Myanmar’s Junta Rebuffs Asean Plan to End Months of Violence
(Bloomberg) -- Myanmar’s military government rebuffed a plan by Southeast Asian leaders to help end violence in the country, saying any “suggestions” would need to fit with the junta’s stated roadmap and come after “stability” is restored.
Leaders of the 10-member Association of Southeast Asian Nations, including coup chief Min Aung Hlaing, appeared to reach a five-point “consensus” on Myanmar during a special summit in Jakarta on Saturday that included an “immediate cessation of violence” following the military takeover on Feb. 1. It also said the bloc would appoint an envoy to mediate talks between “all parties” in Myanmar.
But in a press release on Monday, the military’s State Administration Council only said the “suggestions” made by Asean leaders “would be positively considered” if they facilitate the junta’s own platform and “served the interest of the country.”
“Myanmar informed the meeting that it will give careful consideration to constructive suggestions made by Asean leaders when the situation returns to stability in the country since priorities at the moment were to maintain law and order and to restore community peace and tranquility,” the junta said in the release, which was also presented to the Asean Secretariat in Jakarta.
The Myanmar statement lowers expectations that the dialogue process will prompt the military to release Aung San Suu Kyi and other detained civilian leaders, or alter a plan to hold a fresh election in early 2022 following a yearlong period of emergency rule. The move to appoint a special envoy is unusual for Asean, which traditionally has avoided direct interventions into domestic political disputes, and had been welcomed by Myanmar’s opposition.
On Tuesday, an armed ethnic group in Myanmar known as the Karen National Liberation Army seized a military outpost near the Thai border in a sign civil conflict will continue even as the junta pledged over the weekend to end the violence.
The KNLA, the armed wing of Karen National Union (KNU), -- the oldest ethnic armed group in Myanmar -- attacked a military border post in Thaw Le Hta near Thailand’s northwestern town of Mae Hong Song, resulting in several casualties, Saw Taw Nee, head of KNU’s Foreign Affairs Department, said by phone Tuesday.
Since overthrowing the civilian-led government, the junta has killed more than 750 protesters throughout the country with nearly 3,500 others detained or sentenced to prison, according to the Assistance Association for Political Prisoners.
There was no immediate comment on Tuesday’s attack from the Myanmar military.
Saw Taw Nee said more than 30,000 residents have fled to safe zones since the national army, or Tatmadaw, conducted deadly air strikes in March. At the time, fighter jets came out in retaliation for an attack by the group on a military base in which 10 soldiers were killed and another eight were captured.

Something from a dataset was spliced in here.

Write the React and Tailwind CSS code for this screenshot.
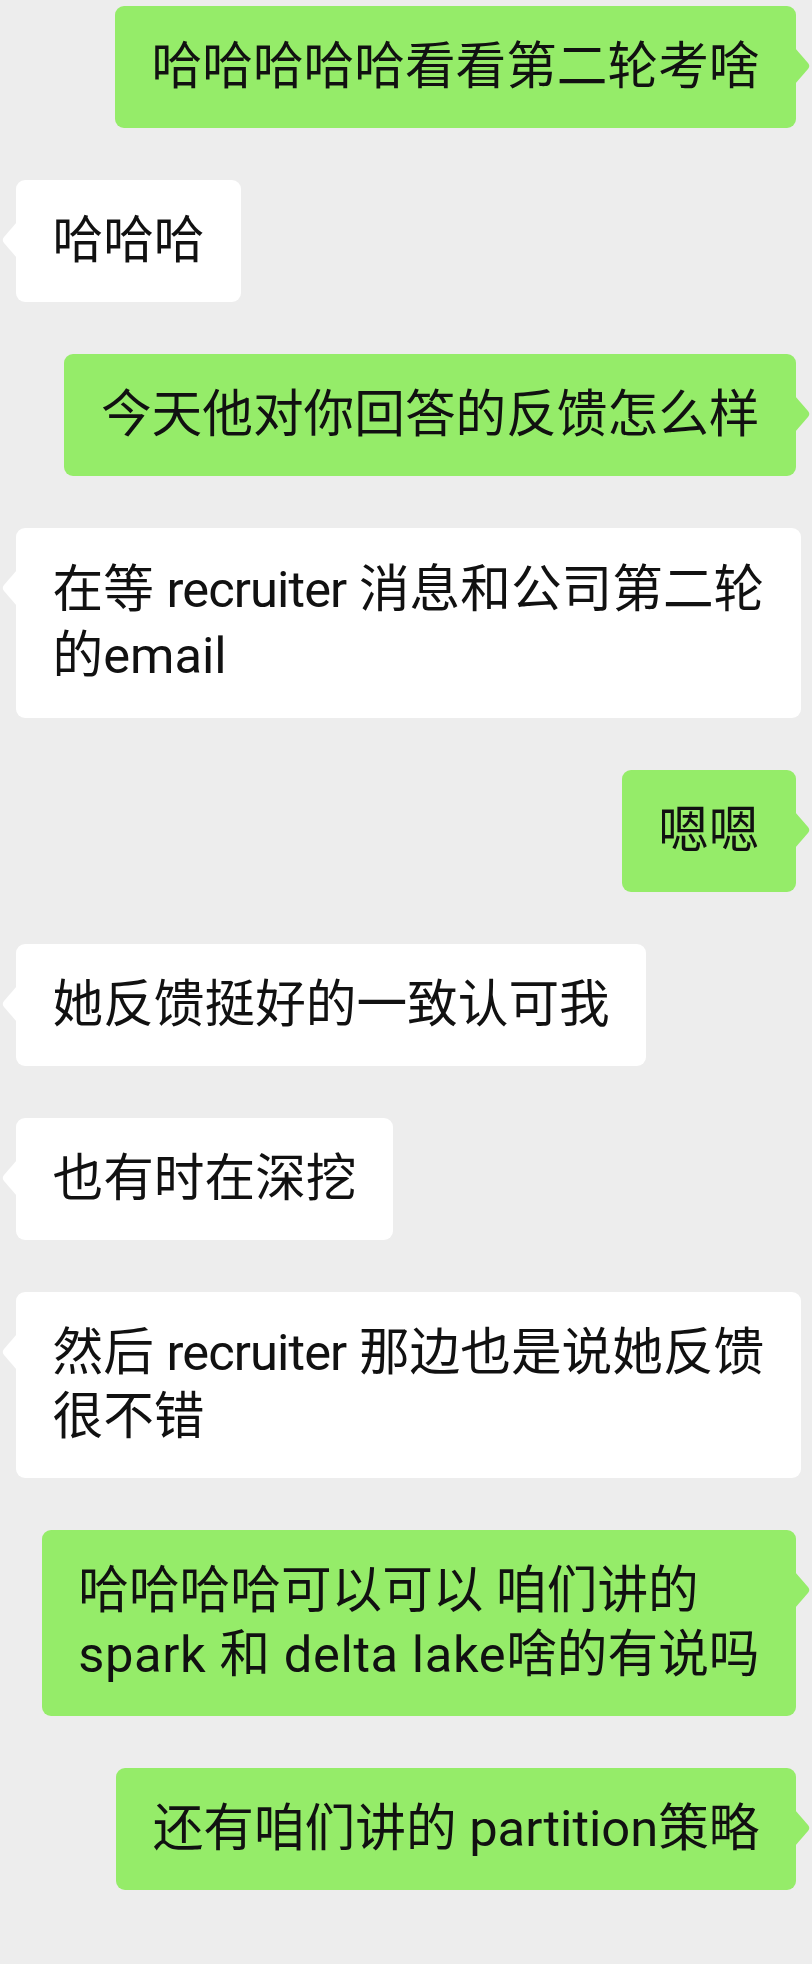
import React from 'react';

const GREEN = '#95ec69';

const Tail = ({ mine }) => (
  <svg
    width="16"
    height="36"
    viewBox="0 0 16 36"
    className={`absolute top-[42px] ${mine ? 'right-[-15px]' : 'left-[-15px] -scale-x-100'}`}
  >
    <path d="M0 0 L13 15 Q15.5 18 13 21 L0 36 Z" fill={mine ? GREEN : '#ffffff'} />
  </svg>
);

const Bubble = ({ mine, lh = 'leading-[64px]', children }) => (
  <div className={`flex ${mine ? 'justify-end' : 'justify-start'}`}>
    <div
      className={`relative rounded-[9px] px-[36.5px] py-[29px] whitespace-nowrap text-[50.67px] text-[#111111] ${lh} ${
        mine ? 'bg-[#95ec69]' : 'bg-white'
      }`}
    >
      {children}
      <Tail mine={mine} />
    </div>
  </div>
);

const Latin = ({ children }) => <span className="tracking-[-0.9px]">{children}</span>;
const Wide = ({ children }) => <span className="tracking-[0.6px]">{children}</span>;

export default function App() {
  return (
    <div className="min-h-[1964px] bg-[#ededed] px-4 pt-[6px] font-['Roboto','Noto_Sans_CJK_SC',sans-serif]">
      <div className="flex flex-col gap-[52px]">
        <Bubble mine>哈哈哈哈哈看看第二轮考啥</Bubble>
        <Bubble>哈哈哈</Bubble>
        <Bubble mine>今天他对你回答的反馈怎么样</Bubble>
        <Bubble lh="leading-[66px]">
          在等 <Latin>recruiter</Latin> 消息和公司第二轮
          <br />
          的email
        </Bubble>
        <Bubble mine>嗯嗯</Bubble>
        <Bubble>她反馈挺好的一致认可我</Bubble>
        <Bubble>也有时在深挖</Bubble>
        <Bubble>
          然后 <Latin>recruiter</Latin> 那边也是说她反馈
          <br />
          很不错
        </Bubble>
        <Bubble mine>
          哈哈哈哈可以可以 咱们讲的
          <br />
          <Wide>spark 和 delta lake</Wide>啥的有说吗
        </Bubble>
        <Bubble mine>还有咱们讲的 partition策略</Bubble>
      </div>
    </div>
  );
}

Earlier this month, close allies of Myanmar’s detained civilian leader Aung San Suu Kyi joined with ethnic groups to form a new unity government, escalating the chances of a prolonged conflict with the junta. As part of its formation, members were also pushing for the formation of a union army to take on the military. Saw Taw Nee said at the time that such an army is “essential,” though it would take time as negotiations are ongoing.
“The junta is making people live with fear in the mainland as well as in KNU-controlled areas,” he said. “We, the KNU, accept forming the federal army in principle, but it is not realistic it will be formed in a short period of time.”
“Only when the rights we are asking for can be guaranteed will the federal army become a reality,” he said.